According to the church's history in the Bible and in subsequent ages, it is frequently
"for the worse." She suffers from selfishness, from self-righteousness, from
stuffiness, from timidity, from the cruelties that spawn out of fear and prejudice.
Most of all, God's wife suffers from the temptation to want to settle down. She
craves a place to shelter and entrench herself. She secretly determines to reform
her Husband, to domesticate Him, to ties Him down to where she is and where she
wants to stay.
"To tie God down" to that which has been is the essence of religion. Religion is the
corruption of the church's marriage partnership with her Husband. The OT calls it
shoring.
God cannot be tied down. He is free, He is a missionary, a pioneer, an explorer, a
frontiersman, a creator of that which has not been before. he shakes the status
quo. He tears the old times off the world's calendar, so that every age is a new age,
and every day is an adventure into an untrodden future. He is a very turbulent
husband. He keeps moving on, and He keeps calling His wife to follow Him, to
keep a-comin' with Him into each new situation.

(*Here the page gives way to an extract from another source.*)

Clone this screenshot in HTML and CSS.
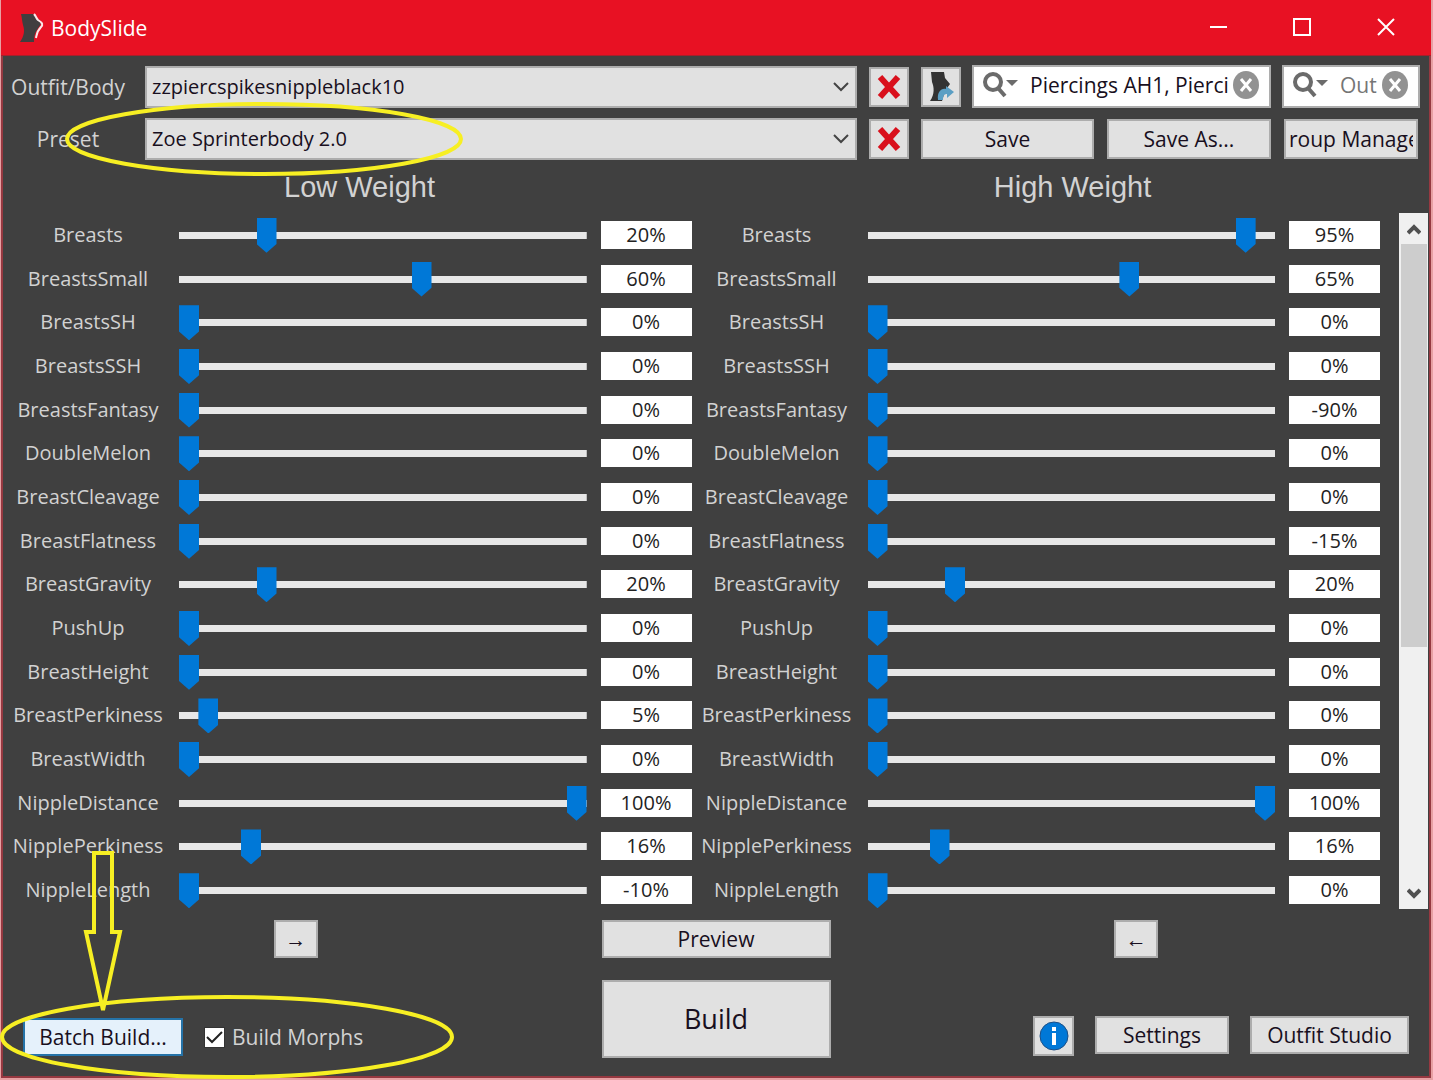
FILE: index.html
```html
<!DOCTYPE html>
<html lang="en">
<head>
<meta charset="utf-8">
<title>BodySlide</title>
<link rel="stylesheet" href="styles.css">
</head>
<body>
<div class="window">
  <header class="titlebar">
    <svg class="app-icon" width="26" height="30" viewBox="0 0 26 30" aria-hidden="true"><path d="M2 1H14L18 5C22 8 23 10 20 14C17 18 15 21 15 29H1C5 23 6 18 4 12C3 8 3 5 2 1Z" fill="#403e3f"/><path d="M15 1C17 3 17 5 19 7C24 10 24 12 22 14C18 18 18 20 17 25" fill="none" stroke="#fbe9ea" stroke-width="2"/></svg>
    <h1 class="app-name">BodySlide</h1>
    <div class="window-buttons">
      <button class="window-button" aria-label="Minimize"><svg width="20" height="20" viewBox="0 0 20 20"><path d="M1 9H18" stroke="#fff" stroke-width="2"/></svg></button>
      <button class="window-button" aria-label="Maximize"><svg width="20" height="20" viewBox="0 0 20 20"><path d="M1 1H17V17H1Z" fill="none" stroke="#fff" stroke-width="2"/></svg></button>
      <button class="window-button" aria-label="Close"><svg width="20" height="20" viewBox="0 0 20 20"><path d="M1 1L17 17M17 1L1 17" stroke="#fff" stroke-width="2"/></svg></button>
    </div>
  </header>

  <main>
    <div class="toolbar">
      <div class="tool-row">
        <label class="tool-label" for="outfit">Outfit/Body</label>
        <select class="combo" id="outfit"><option>zzpiercspikesnippleblack10</option></select>
        <button class="button icon-button" aria-label="Clear outfit"><svg width="26" height="26" viewBox="0 0 26 26"><path d="M4 3L22 23M22 3L4 23" stroke="#d9101c" stroke-width="6"/></svg></button>
        <div class="tool-group">
          <button class="button icon-button" aria-label="Choose body"><svg width="26" height="32" viewBox="0 0 26 32"><path d="M3 1H16L17 7L22 13L17 20L14 30H2C7 23 6 16 4 11Z" fill="#333"/><path d="M10 29C9 21 13 17 18 18V15L26 21L19 27V23C16 23 15 25 15 29Z" fill="#5b9fc4"/></svg></button>
          <div class="search search-wide">
            <svg width="38" height="28" viewBox="0 0 38 28" aria-hidden="true"><circle cx="12" cy="11" r="8" fill="none" stroke="#6b6b6b" stroke-width="4"/><path d="M17 17L24 25" stroke="#6b6b6b" stroke-width="4"/><path d="M25 9H37L31 15Z" fill="#6b6b6b"/></svg>
            <input class="search-input" type="text" aria-label="Group filter" value="Piercings AH1, Pierci">
            <button class="clear" aria-label="Clear group filter"><svg width="26" height="28" viewBox="0 0 26 28"><ellipse cx="13" cy="14" rx="13" ry="14" fill="#929292"/><path d="M8 8L18 20M18 8L8 20" stroke="#fff" stroke-width="3"/></svg></button>
          </div>
          <div class="search search-narrow">
            <svg width="38" height="28" viewBox="0 0 38 28" aria-hidden="true"><circle cx="12" cy="11" r="8" fill="none" stroke="#6b6b6b" stroke-width="4"/><path d="M17 17L24 25" stroke="#6b6b6b" stroke-width="4"/><path d="M25 9H37L31 15Z" fill="#6b6b6b"/></svg>
            <input class="search-input" type="text" aria-label="Outfit filter" placeholder="Out">
            <button class="clear" aria-label="Clear outfit filter"><svg width="26" height="28" viewBox="0 0 26 28"><ellipse cx="13" cy="14" rx="13" ry="14" fill="#929292"/><path d="M8 8L18 20M18 8L8 20" stroke="#fff" stroke-width="3"/></svg></button>
          </div>
        </div>
      </div>
      <div class="tool-row">
        <label class="tool-label" for="preset">Preset</label>
        <select class="combo" id="preset"><option>Zoe Sprinterbody 2.0</option></select>
        <button class="button icon-button" aria-label="Delete preset"><svg width="26" height="26" viewBox="0 0 26 26"><path d="M4 3L22 23M22 3L4 23" stroke="#d9101c" stroke-width="6"/></svg></button>
        <div class="tool-group preset-buttons">
          <button class="button save">Save</button>
          <button class="button save-as">Save As...</button>
          <button class="button manager"><span class="clipped"><span>Group Manager</span></span></button>
        </div>
      </div>
    </div>

    <div class="headings">
      <h2 class="heading">Low Weight</h2>
      <h2 class="heading">High Weight</h2>
    </div>

    <div class="panel">
      <div class="sliders" id="low"></div>
      <div class="sliders" id="high"></div>
      <div class="scrollbar">
        <button class="scroll-button" aria-label="Scroll up"><svg width="14" height="12" viewBox="0 0 14 12"><path d="M1 10L7 4L13 10" fill="none" stroke="#505050" stroke-width="4"/></svg></button>
        <div class="scroll-track"><div class="scroll-thumb"></div></div>
        <button class="scroll-button" aria-label="Scroll down"><svg width="14" height="12" viewBox="0 0 14 12"><path d="M1 2L7 8L13 2" fill="none" stroke="#505050" stroke-width="4"/></svg></button>
      </div>
    </div>

    <footer class="actions">
      <div class="side side-left">
        <button class="button arrow" aria-label="Copy low to high">→</button>
        <div class="batch-row">
          <button class="button batch">Batch Build...</button>
          <input class="tick" type="checkbox" id="morphs" checked>
          <label for="morphs">Build Morphs</label>
        </div>
      </div>
      <div class="center">
        <button class="button">Preview</button>
        <button class="button build">Build</button>
      </div>
      <div class="side side-right">
        <button class="button arrow" aria-label="Copy high to low">←</button>
        <div class="settings-row">
          <button class="button info" aria-label="About"><svg width="30" height="30" viewBox="0 0 30 30"><circle cx="15" cy="15" r="14" fill="#0078d7" stroke="#1d4f86" stroke-width="1"/><path d="M13 6H17V10H13ZM13 12H17V24H13Z" fill="#fff"/></svg></button>
          <button class="button settings">Settings</button>
          <button class="button studio">Outfit Studio</button>
        </div>
      </div>
    </footer>
  </main>

  <svg class="mark mark-preset" width="402" height="78" viewBox="0 0 402 78" aria-hidden="true"><ellipse cx="201" cy="39" rx="197" ry="35"/></svg>
  <svg class="mark mark-batch" width="456" height="230" viewBox="0 0 456 230" aria-hidden="true"><ellipse cx="227" cy="188" rx="225" ry="40"/><path d="M94 4H112V83H120L103 161L86 83H94Z"/></svg>
</div>
<script src="sliders.js"></script>
</body>
</html>
```
FILE: styles.css
```css
* { box-sizing: border-box; }

body {
  margin: 0;
  padding: 0 2px 2px 1px;
  background: #e7a0a3;
  color: #d2d2d2;
  font-family: "Open Sans", "Noto Sans", sans-serif;
  font-size: 21px;
  line-height: 28px;
}

button, input, select { font: inherit; margin: 0; padding: 0; border-radius: 0; }
svg { display: block; flex: none; }

.window {
  position: relative;
  background: #404040;
  border: 2px solid #963941;
  border-top: 0;
}

.titlebar {
  display: flex;
  align-items: center;
  height: 56px;
  margin: 0 -2px;
  padding: 0 2px 0 18px;
  background: #e81123;
  border-bottom: 1px solid #a5202b;
}
.app-name { flex: 1; margin: 0 0 0 6px; color: #fff; font-size: 21px; font-weight: 400; }
.window-buttons { display: flex; }
.window-button {
  display: flex;
  align-items: center;
  justify-content: center;
  width: 84px;
  height: 52px;
  background: none;
  border: 0;
}

.toolbar { display: grid; gap: 10px; padding: 9px 9px 0 0; }
.tool-row {
  display: grid;
  grid-template-columns: 130px minmax(0, 1fr) 40px 499px;
  column-gap: 12px;
  align-items: center;
}
.tool-label { text-align: center; }
.combo {
  width: 100%;
  height: 42px;
  padding: 0 40px 0 5px;
  appearance: none;
  color: #180f20;
  font-size: 20px;
  border: 2px solid #adadad;
  background: #e1e1e1 url("data:image/svg+xml,%3Csvg xmlns='http://www.w3.org/2000/svg' width='16' height='10'%3E%3Cpath d='M1 1L8 8L15 1' fill='none' stroke='%23444' stroke-width='2'/%3E%3C/svg%3E") no-repeat right 6px center;
}
.tool-group { display: flex; gap: 11px; align-items: center; }
.preset-buttons { gap: 13px; padding-right: 2px; }
.button {
  display: flex;
  align-items: center;
  justify-content: center;
  height: 40px;
  color: #180f20;
  background: #e1e1e1;
  border: 2px solid #adadad;
  white-space: nowrap;
}
.icon-button { width: 40px; flex: none; }
.save { width: 173px; }
.save-as { width: 164px; }
.manager { flex: 1; min-width: 0; padding: 0 3px; }
.clipped { display: flex; justify-content: center; width: 100%; overflow: hidden; }

.search {
  display: flex;
  align-items: center;
  height: 43px;
  padding: 0 10px 4px 7px;
  background: #fff;
  border: 2px solid #adadad;
}
.search-wide { width: 299px; }
.search-narrow { flex: 1; min-width: 0; }
.search-input {
  flex: 1;
  min-width: 0;
  height: 36px;
  margin-left: 11px;
  color: #180f20;
  background: none;
  border: 0;
}
.search-input::placeholder { color: #757575; opacity: 1; }
.clear { flex: none; margin-left: 4px; background: none; border: 0; }

.headings { display: grid; grid-template-columns: 1fr 1fr; padding-top: 7px; }
.heading {
  margin: 0;
  text-align: center;
  font: 400 29px/40px "Liberation Sans", Arial, sans-serif;
}

.panel {
  display: grid;
  grid-template-columns: minmax(0, 1fr) minmax(0, 1fr) 48px;
  margin-top: 6px;
  padding-right: 1px;
}
.sliders { display: grid; grid-template-rows: repeat(16, 1fr); height: 699px; }
.slider-row {
  display: grid;
  grid-template-columns: 170px minmax(0, 1fr) 91px;
  align-items: center;
}
.slider-label { text-align: center; font-size: 20px; }
.range {
  appearance: none;
  height: 36px;
  margin: 1px 14px 0 6px;
  background: linear-gradient(#e7e7e7, #e7e7e7) no-repeat center / 100% 7px;
}
.range::-webkit-slider-thumb {
  appearance: none;
  width: 20px;
  height: 35px;
  background: #0078d7;
  clip-path: polygon(0 0, 100% 0, 100% 75%, 50% 100%, 0 75%);
}
.value {
  width: 100%;
  height: 28px;
  text-align: center;
  font-size: 20px;
  color: #222;
  background: #fff;
  border: 0;
}

.scrollbar {
  display: flex;
  flex-direction: column;
  height: 696px;
  margin-left: 19px;
  background: #f0f0f0;
}
.scroll-button {
  display: flex;
  align-items: center;
  justify-content: center;
  height: 31px;
  background: none;
  border: 0;
}
.scroll-track { flex: 1; padding: 0 1px 0 2px; }
.scroll-thumb { height: 403px; background: #cdcdcd; }

.actions {
  display: grid;
  grid-template-columns: minmax(0, 1fr) 229px minmax(0, 1fr);
  padding: 8px 0 18px;
}
.actions .button { height: 38px; }
.side {
  display: flex;
  flex-direction: column;
  justify-content: space-between;
  align-items: center;
  padding-bottom: 2px;
}
.side-left { padding-right: 13px; }
.side-right { padding-left: 13px; }
.arrow { width: 44px; }
.center { display: grid; gap: 22px; }
.actions .build { height: 78px; font-size: 27px; }
.batch-row, .settings-row { display: flex; width: 100%; }
.batch-row { align-items: center; padding-left: 20px; }
.batch { width: 160px; background: #e5f1fb; border-color: #2573a8; }
.tick {
  appearance: none;
  width: 21px;
  height: 21px;
  margin: 0 7px 0 21px;
  border: 1px solid #333;
  background: #fff url("data:image/svg+xml,%3Csvg xmlns='http://www.w3.org/2000/svg' width='19' height='19'%3E%3Cpath d='M2 9L7 14L17 4' fill='none' stroke='%23222' stroke-width='2'/%3E%3C/svg%3E") no-repeat center;
}
.settings-row { justify-content: flex-end; gap: 21px; padding-right: 20px; }
.actions .info { width: 41px; height: 40px; }
.settings { width: 134px; }
.studio { width: 159px; }

/* Hand-drawn highlights over the window */
.mark { position: absolute; fill: none; stroke: #f7ef23; stroke-width: 4; pointer-events: none; }
.mark-preset { left: 60px; top: 100px; }
.mark-batch { left: -3px; bottom: -3px; }
```
FILE: sliders.js
```js
const names = [
  "Breasts", "BreastsSmall", "BreastsSH", "BreastsSSH", "BreastsFantasy", "DoubleMelon",
  "BreastCleavage", "BreastFlatness", "BreastGravity", "PushUp", "BreastHeight",
  "BreastPerkiness", "BreastWidth", "NippleDistance", "NipplePerkiness", "NippleLength"
];
const values = {
  low: [20, 60, 0, 0, 0, 0, 0, 0, 20, 0, 0, 5, 0, 100, 16, -10],
  high: [95, 65, 0, 0, -90, 0, 0, -15, 20, 0, 0, 0, 0, 100, 16, 0]
};
for (const side of ["low", "high"]) {
  document.getElementById(side).innerHTML = names.map((name, i) => {
    const id = side + "-" + name;
    const value = values[side][i];
    return `<div class="slider-row">
      <label class="slider-label" for="${id}">${name}</label>
      <input class="range" type="range" id="${id}" min="0" max="100" value="${value}">
      <input class="value" type="text" aria-label="${name} value" value="${value}%">
    </div>`;
  }).join("");
}
```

The Church wants to settle down. She wants security. ("Organized religion is
interested in organized religion.") The Church knows in her secret heart how
dangerous it is to leave all defences and all establishments and follow her Lord:
why, a person can get killed going where God goes and doing things the way God
does. Where does God want to go, and what does He want to do? Some
religionists act as though all God wanted to do was "go to church."
Sure He "goes to church" - but just long enough to have a quick, no-foolishness
chat with His wife - a briefing session on "what's cooking." He pays her very loving,
very deeply understanding, husbandly attention. But the, all too son, He says,
"Come on, old girl. Let's get moving. We've got work to do." And He goes out the
door so fast, and in such an unexpected direction, that half the time "the old girl" just
stands there gaping. she tries to keep her skirts down and her housekeeping
papers from blowing all over the place in the breeze created by God's going. This
breeze is known as the presence of the Holy Spirit.